— BEGIN Recorded information —
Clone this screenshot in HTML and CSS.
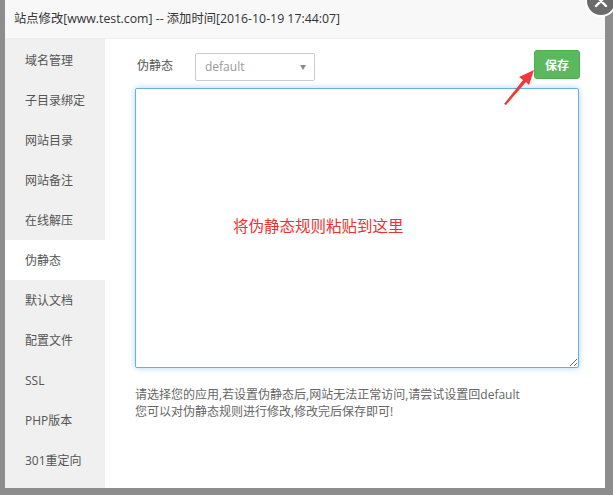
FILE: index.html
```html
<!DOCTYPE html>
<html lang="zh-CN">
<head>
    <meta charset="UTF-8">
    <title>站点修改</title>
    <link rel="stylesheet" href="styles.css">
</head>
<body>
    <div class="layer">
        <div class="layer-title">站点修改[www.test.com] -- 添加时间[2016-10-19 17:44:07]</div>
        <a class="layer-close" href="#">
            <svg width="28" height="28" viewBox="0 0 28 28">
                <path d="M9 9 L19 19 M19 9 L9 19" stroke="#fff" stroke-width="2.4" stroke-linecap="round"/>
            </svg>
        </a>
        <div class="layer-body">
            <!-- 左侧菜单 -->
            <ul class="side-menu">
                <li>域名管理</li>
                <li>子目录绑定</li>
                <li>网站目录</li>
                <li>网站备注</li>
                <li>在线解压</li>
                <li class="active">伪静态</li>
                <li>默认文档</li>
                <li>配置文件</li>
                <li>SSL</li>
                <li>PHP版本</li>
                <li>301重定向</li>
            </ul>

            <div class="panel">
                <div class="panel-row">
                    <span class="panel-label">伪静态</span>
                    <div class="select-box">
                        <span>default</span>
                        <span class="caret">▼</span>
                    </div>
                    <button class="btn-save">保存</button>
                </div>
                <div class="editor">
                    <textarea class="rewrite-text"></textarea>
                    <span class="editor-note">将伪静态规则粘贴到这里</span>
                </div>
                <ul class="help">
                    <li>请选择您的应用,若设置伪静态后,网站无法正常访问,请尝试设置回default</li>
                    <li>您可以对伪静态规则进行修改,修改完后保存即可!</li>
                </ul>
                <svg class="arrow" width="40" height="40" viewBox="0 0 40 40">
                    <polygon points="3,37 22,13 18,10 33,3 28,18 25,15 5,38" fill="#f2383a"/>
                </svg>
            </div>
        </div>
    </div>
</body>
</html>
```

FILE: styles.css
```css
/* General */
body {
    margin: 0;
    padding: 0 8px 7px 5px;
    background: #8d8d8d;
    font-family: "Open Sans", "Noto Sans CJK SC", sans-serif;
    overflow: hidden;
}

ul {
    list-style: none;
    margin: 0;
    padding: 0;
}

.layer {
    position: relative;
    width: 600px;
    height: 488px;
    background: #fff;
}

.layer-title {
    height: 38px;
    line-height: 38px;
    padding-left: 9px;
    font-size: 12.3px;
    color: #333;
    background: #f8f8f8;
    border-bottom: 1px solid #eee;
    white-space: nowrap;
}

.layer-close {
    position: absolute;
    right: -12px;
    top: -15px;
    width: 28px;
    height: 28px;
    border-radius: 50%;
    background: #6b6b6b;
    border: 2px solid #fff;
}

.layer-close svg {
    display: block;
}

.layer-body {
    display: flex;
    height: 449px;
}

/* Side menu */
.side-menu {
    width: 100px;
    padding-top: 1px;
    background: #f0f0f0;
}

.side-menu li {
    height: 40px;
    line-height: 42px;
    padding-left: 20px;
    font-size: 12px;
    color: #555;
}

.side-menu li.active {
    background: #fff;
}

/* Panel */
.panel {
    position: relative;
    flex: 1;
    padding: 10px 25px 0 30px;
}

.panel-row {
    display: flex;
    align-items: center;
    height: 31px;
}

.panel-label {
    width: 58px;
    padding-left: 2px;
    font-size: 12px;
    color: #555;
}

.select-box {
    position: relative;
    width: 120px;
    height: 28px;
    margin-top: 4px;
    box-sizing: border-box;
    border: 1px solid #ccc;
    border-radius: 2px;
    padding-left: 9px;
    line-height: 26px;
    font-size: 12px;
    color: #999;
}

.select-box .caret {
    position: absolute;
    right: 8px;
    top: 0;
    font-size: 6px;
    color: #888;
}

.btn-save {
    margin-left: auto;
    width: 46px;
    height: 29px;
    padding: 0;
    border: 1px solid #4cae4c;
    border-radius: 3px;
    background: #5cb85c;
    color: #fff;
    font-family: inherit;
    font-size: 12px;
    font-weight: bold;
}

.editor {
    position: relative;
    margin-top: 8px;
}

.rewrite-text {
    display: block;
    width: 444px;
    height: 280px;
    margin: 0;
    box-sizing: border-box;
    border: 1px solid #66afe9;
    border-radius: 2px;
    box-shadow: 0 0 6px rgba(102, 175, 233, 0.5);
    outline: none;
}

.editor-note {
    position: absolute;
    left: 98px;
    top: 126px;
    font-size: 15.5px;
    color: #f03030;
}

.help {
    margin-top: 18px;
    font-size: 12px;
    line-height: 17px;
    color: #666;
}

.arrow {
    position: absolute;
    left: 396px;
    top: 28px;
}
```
— END Recorded information —
Each line of the data should be quoted exactly, with pictures left out.

> [Exercise output]
Clone this screenshot in HTML and CSS.
FILE: index.html
```html
<!DOCTYPE html>
<html lang="zh-CN">
<head>
    <meta charset="UTF-8">
    <title>站点修改</title>
    <link rel="stylesheet" href="styles.css">
</head>
<body>
    <div class="layer">
        <div class="layer-title">站点修改[www.test.com] -- 添加时间[2016-10-19 17:44:07]</div>
        <a class="layer-close" href="#">
            <svg width="28" height="28" viewBox="0 0 28 28">
                <path d="M9 9 L19 19 M19 9 L9 19" stroke="#fff" stroke-width="2.4" stroke-linecap="round"/>
            </svg>
        </a>
        <div class="layer-body">
            <!-- 左侧菜单 -->
            <ul class="side-menu">
                <li>域名管理</li>
                <li>子目录绑定</li>
                <li>网站目录</li>
                <li>网站备注</li>
                <li>在线解压</li>
                <li class="active">伪静态</li>
                <li>默认文档</li>
                <li>配置文件</li>
                <li>SSL</li>
                <li>PHP版本</li>
                <li>301重定向</li>
            </ul>

            <div class="panel">
                <div class="panel-row">
                    <span class="panel-label">伪静态</span>
                    <div class="select-box">
                        <span>default</span>
                        <span class="caret">▼</span>
                    </div>
                    <button class="btn-save">保存</button>
                </div>
                <div class="editor">
                    <textarea class="rewrite-text"></textarea>
                    <span class="editor-note">将伪静态规则粘贴到这里</span>
                </div>
                <ul class="help">
                    <li>请选择您的应用,若设置伪静态后,网站无法正常访问,请尝试设置回default</li>
                    <li>您可以对伪静态规则进行修改,修改完后保存即可!</li>
                </ul>
                <svg class="arrow" width="40" height="40" viewBox="0 0 40 40">
                    <polygon points="3,37 22,13 18,10 33,3 28,18 25,15 5,38" fill="#f2383a"/>
                </svg>
            </div>
        </div>
    </div>
</body>
</html>
```

FILE: styles.css
```css
/* General */
body {
    margin: 0;
    padding: 0 8px 7px 5px;
    background: #8d8d8d;
    font-family: "Open Sans", "Noto Sans CJK SC", sans-serif;
    overflow: hidden;
}

ul {
    list-style: none;
    margin: 0;
    padding: 0;
}

.layer {
    position: relative;
    width: 600px;
    height: 488px;
    background: #fff;
}

.layer-title {
    height: 38px;
    line-height: 38px;
    padding-left: 9px;
    font-size: 12.3px;
    color: #333;
    background: #f8f8f8;
    border-bottom: 1px solid #eee;
    white-space: nowrap;
}

.layer-close {
    position: absolute;
    right: -12px;
    top: -15px;
    width: 28px;
    height: 28px;
    border-radius: 50%;
    background: #6b6b6b;
    border: 2px solid #fff;
}

.layer-close svg {
    display: block;
}

.layer-body {
    display: flex;
    height: 449px;
}

/* Side menu */
.side-menu {
    width: 100px;
    padding-top: 1px;
    background: #f0f0f0;
}

.side-menu li {
    height: 40px;
    line-height: 42px;
    padding-left: 20px;
    font-size: 12px;
    color: #555;
}

.side-menu li.active {
    background: #fff;
}

/* Panel */
.panel {
    position: relative;
    flex: 1;
    padding: 10px 25px 0 30px;
}

.panel-row {
    display: flex;
    align-items: center;
    height: 31px;
}

.panel-label {
    width: 58px;
    padding-left: 2px;
    font-size: 12px;
    color: #555;
}

.select-box {
    position: relative;
    width: 120px;
    height: 28px;
    margin-top: 4px;
    box-sizing: border-box;
    border: 1px solid #ccc;
    border-radius: 2px;
    padding-left: 9px;
    line-height: 26px;
    font-size: 12px;
    color: #999;
}

.select-box .caret {
    position: absolute;
    right: 8px;
    top: 0;
    font-size: 6px;
    color: #888;
}

.btn-save {
    margin-left: auto;
    width: 46px;
    height: 29px;
    padding: 0;
    border: 1px solid #4cae4c;
    border-radius: 3px;
    background: #5cb85c;
    color: #fff;
    font-family: inherit;
    font-size: 12px;
    font-weight: bold;
}

.editor {
    position: relative;
    margin-top: 8px;
}

.rewrite-text {
    display: block;
    width: 444px;
    height: 280px;
    margin: 0;
    box-sizing: border-box;
    border: 1px solid #66afe9;
    border-radius: 2px;
    box-shadow: 0 0 6px rgba(102, 175, 233, 0.5);
    outline: none;
}

.editor-note {
    position: absolute;
    left: 98px;
    top: 126px;
    font-size: 15.5px;
    color: #f03030;
}

.help {
    margin-top: 18px;
    font-size: 12px;
    line-height: 17px;
    color: #666;
}

.arrow {
    position: absolute;
    left: 396px;
    top: 28px;
}
```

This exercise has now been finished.